Frequently Asked Questions
How long should bulk ingestion take for 100M vectors?
With optimized parallel ingestion (8 workers, batch size 10K, disabled indexing), 100M vectors should complete in 30–90 minutes. With single-threaded ingestion, expect 5–15 hours. If you are seeing slower performance, check network latency, disk I/O, and CPU utilization.
Can I upsert while queries are running?
Yes. Most vector databases support concurrent upserts and queries. However, upserts during heavy query load may increase query latency. Schedule bulk upserts during low-traffic windows if possible.

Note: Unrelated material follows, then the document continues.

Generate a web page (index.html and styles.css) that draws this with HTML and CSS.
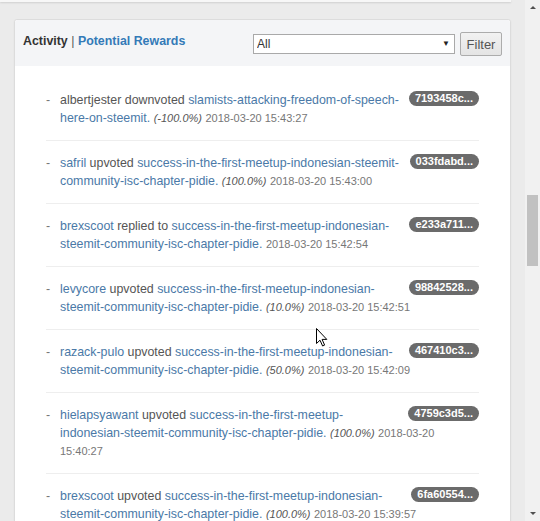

What happens if an upsert fails mid-batch?
The behavior depends on your database. Some databases roll back the entire batch (atomic); others partially commit. Check your vector database's transaction semantics. Use checkpoints and idempotent IDs to handle partial failures safely.
Should I hard delete or soft delete sensitive data?
For GDPR/privacy compliance, hard delete is safer: the data is completely removed and cannot be recovered. Soft delete leaves data on disk and risks accidental exposure. Use hard delete for PII and sensitive data.